This study bridges the gap between understanding the effects of tire deformation on race car
aerodynamics on open wheel race cars and closed wheel race cars. The vehicle in question
is a hybrid of the two, exhibiting flow features that are common to closed wheel race cars
due to each tire being fully enclosed from front and top. At the same time the vehicle is
presenting the downstream wake effect similar to the one in open wheel race cars as the
rear of the wheelhouse is open. This is done by introducing a deformable tire model using
FEA commercial code. A methodology for quick and accurate model generation is presented
to properly represent true tire dimensions, contact patch size and shape, and deformed dimension, all while maintaining design flexibility as the model allows for different inflation
pressures to be simulated. A file system is offered to produce CFD watertight STL files that
can easily be imported to a CFD analysis, while the analysis itself presents the forces and
flow structures effected by incorporating tire deformation to the model. An inflation pressure
sweep is added to the study in order to evaluate the influence of tire stiffness on deformation and how this results in aerodynamic gain or loss.

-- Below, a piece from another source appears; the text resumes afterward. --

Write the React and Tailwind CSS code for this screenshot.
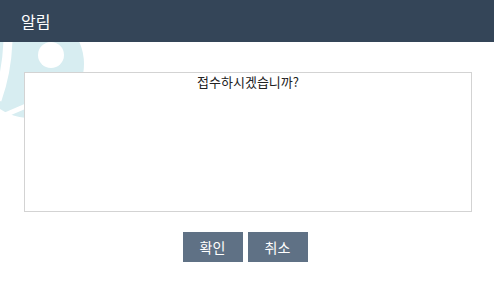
export default function App() {
  const font = { fontFamily: '"Malgun Gothic", "Noto Sans CJK KR", "Noto Sans", sans-serif' };
  return (
    <div className="relative w-[494px] h-[292px] bg-white overflow-hidden" style={font}>
      <div className="h-[42px] bg-[#344558] flex items-center px-[21px]">
        <span className="text-white text-[16px] leading-none">알림</span>
      </div>
      <svg className="absolute left-0 top-[42px]" width="100" height="90" viewBox="0 0 100 90">
        <circle cx="30" cy="22" r="54" fill="#d7edf1" />
        <path d="M8 -2 Q 7 30 -3 58" stroke="#ffffff" strokeWidth="9" fill="none" />
        <path d="M-2 76 L 26 64" stroke="#ffffff" strokeWidth="5" fill="none" />
        <circle cx="51" cy="13" r="13" fill="#ffffff" />
      </svg>
      <div className="relative pt-[30px] px-[24px]">
        <div className="w-[448px] h-[140px] border border-[#d3d3d3] bg-white text-center text-[13px] leading-[17px] text-[#222]">
          접수하시겠습니까?
        </div>
        <div className="flex justify-center gap-[5px] mt-[20px] pr-[4px]">
          <button className="w-[60px] h-[30px] bg-[#5f7185] text-white text-[14px]">확인</button>
          <button className="w-[60px] h-[30px] bg-[#5f7185] text-white text-[14px]">취소</button>
        </div>
      </div>
    </div>
  );
}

A comparison between wind tunnel
correlation domain to a curved domain is done to describe the sensitivity each domain has
with regards to tire deformation, as each of them provides a different approach to simulating
a cornering condition. The Study suggests introducing tire deformation has a substantial
effect on the flow field increasing both drag and downforce.In addition, flow patterns are
revealed that can be capitalized by designing for specific cornering condition tire geometry.
A deformed tire model offers more stable results under curved and yawed flow. Moreover,
the curved domain presents a completely different side force value for both deformed and
rigid tires with some downforce distribution sensitivity due to inflation pressure.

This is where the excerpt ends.